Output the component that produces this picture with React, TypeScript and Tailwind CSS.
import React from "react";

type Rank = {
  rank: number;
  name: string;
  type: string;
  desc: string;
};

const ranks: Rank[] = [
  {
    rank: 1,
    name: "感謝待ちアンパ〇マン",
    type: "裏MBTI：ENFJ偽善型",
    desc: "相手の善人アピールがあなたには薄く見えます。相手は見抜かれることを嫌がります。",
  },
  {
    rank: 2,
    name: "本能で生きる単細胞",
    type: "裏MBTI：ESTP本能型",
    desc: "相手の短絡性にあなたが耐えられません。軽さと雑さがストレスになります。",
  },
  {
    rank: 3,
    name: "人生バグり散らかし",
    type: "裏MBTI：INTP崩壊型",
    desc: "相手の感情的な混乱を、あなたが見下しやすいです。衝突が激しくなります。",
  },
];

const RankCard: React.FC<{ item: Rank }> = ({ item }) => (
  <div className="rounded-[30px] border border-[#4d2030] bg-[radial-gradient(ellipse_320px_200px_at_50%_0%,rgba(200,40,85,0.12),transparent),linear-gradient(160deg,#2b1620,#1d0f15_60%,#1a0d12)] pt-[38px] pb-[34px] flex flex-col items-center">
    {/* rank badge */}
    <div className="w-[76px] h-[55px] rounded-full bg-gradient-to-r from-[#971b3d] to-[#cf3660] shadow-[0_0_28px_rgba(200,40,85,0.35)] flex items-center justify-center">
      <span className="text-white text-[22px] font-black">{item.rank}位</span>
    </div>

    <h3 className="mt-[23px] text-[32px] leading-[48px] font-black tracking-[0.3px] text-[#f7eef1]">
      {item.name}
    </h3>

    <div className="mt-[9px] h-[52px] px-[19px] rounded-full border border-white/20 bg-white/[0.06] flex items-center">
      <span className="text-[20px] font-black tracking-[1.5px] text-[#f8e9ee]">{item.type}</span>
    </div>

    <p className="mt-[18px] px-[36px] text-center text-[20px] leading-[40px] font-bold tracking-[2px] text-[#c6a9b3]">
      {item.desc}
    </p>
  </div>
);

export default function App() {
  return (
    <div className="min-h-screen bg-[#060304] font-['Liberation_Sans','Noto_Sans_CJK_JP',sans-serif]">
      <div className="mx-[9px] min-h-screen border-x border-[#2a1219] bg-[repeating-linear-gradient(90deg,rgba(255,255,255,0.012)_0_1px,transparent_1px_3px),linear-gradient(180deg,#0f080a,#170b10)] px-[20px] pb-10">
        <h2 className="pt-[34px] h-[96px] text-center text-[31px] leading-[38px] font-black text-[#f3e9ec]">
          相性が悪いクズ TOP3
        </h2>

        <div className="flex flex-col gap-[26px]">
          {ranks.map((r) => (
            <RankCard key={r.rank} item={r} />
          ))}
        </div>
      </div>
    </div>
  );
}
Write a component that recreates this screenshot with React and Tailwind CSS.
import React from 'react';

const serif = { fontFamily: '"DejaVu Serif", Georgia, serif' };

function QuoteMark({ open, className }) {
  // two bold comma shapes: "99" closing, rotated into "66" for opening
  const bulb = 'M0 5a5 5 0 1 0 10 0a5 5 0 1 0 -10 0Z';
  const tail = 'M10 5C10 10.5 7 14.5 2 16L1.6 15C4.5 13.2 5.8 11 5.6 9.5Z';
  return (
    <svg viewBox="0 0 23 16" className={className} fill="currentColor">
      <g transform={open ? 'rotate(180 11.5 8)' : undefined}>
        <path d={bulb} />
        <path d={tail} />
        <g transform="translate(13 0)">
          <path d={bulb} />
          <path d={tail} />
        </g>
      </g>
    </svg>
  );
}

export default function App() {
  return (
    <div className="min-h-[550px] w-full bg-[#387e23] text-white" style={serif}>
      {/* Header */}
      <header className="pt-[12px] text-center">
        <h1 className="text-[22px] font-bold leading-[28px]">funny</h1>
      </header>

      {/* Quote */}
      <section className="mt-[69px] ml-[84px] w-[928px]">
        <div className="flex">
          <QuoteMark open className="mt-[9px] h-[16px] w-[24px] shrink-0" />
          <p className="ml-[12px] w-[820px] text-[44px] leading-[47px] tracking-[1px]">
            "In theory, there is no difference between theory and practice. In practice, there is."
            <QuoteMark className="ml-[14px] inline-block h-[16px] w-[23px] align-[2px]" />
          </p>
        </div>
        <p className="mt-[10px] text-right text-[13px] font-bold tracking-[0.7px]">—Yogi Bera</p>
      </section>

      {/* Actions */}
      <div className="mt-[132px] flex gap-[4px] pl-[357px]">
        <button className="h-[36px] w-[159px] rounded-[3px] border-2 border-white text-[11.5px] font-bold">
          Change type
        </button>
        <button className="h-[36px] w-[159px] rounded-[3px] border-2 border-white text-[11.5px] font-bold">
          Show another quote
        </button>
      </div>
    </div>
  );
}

• • •

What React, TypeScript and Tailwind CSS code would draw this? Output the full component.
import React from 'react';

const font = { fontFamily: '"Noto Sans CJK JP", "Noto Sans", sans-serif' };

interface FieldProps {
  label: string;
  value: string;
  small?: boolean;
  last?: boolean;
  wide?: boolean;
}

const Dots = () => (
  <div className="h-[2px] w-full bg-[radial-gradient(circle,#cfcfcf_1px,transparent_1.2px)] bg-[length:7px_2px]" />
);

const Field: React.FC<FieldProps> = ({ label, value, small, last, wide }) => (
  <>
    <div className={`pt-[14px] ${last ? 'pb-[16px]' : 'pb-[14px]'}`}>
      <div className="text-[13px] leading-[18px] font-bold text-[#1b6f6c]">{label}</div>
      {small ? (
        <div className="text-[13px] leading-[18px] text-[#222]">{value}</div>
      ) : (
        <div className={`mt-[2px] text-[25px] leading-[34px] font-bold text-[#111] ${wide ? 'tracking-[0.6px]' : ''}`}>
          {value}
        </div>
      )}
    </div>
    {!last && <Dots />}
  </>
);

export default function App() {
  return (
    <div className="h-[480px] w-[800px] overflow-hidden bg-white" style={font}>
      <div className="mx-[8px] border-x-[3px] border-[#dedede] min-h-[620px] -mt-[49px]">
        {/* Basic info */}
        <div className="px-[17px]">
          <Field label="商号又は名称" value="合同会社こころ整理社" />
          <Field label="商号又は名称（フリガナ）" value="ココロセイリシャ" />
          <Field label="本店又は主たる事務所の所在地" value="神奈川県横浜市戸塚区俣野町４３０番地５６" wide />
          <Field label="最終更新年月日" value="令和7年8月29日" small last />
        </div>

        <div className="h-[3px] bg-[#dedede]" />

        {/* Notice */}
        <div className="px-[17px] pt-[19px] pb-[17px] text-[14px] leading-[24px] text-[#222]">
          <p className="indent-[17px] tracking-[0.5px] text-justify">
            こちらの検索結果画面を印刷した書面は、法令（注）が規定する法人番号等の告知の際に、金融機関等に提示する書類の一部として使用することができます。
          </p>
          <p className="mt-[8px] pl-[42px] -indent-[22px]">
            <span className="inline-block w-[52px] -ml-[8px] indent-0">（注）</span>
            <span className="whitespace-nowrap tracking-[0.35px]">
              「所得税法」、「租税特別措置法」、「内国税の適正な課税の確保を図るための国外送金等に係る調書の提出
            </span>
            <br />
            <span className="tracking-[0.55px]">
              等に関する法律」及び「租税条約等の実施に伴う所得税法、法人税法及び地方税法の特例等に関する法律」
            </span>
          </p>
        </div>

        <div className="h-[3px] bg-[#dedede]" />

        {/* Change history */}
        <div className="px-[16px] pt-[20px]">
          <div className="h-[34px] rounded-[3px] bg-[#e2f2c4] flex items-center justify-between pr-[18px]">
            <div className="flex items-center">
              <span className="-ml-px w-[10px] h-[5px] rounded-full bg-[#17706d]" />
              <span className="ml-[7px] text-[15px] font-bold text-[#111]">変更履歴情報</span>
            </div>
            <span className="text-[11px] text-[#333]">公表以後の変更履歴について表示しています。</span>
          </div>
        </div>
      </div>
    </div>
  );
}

• • •

:: What is expected ::
Look through the entries above; copy every line holding the string "Tailwind".

:: Full response ::
Output the component that produces this picture with React, TypeScript and Tailwind CSS.
Write a component that recreates this screenshot with React and Tailwind CSS.
What React, TypeScript and Tailwind CSS code would draw this? Output the full component.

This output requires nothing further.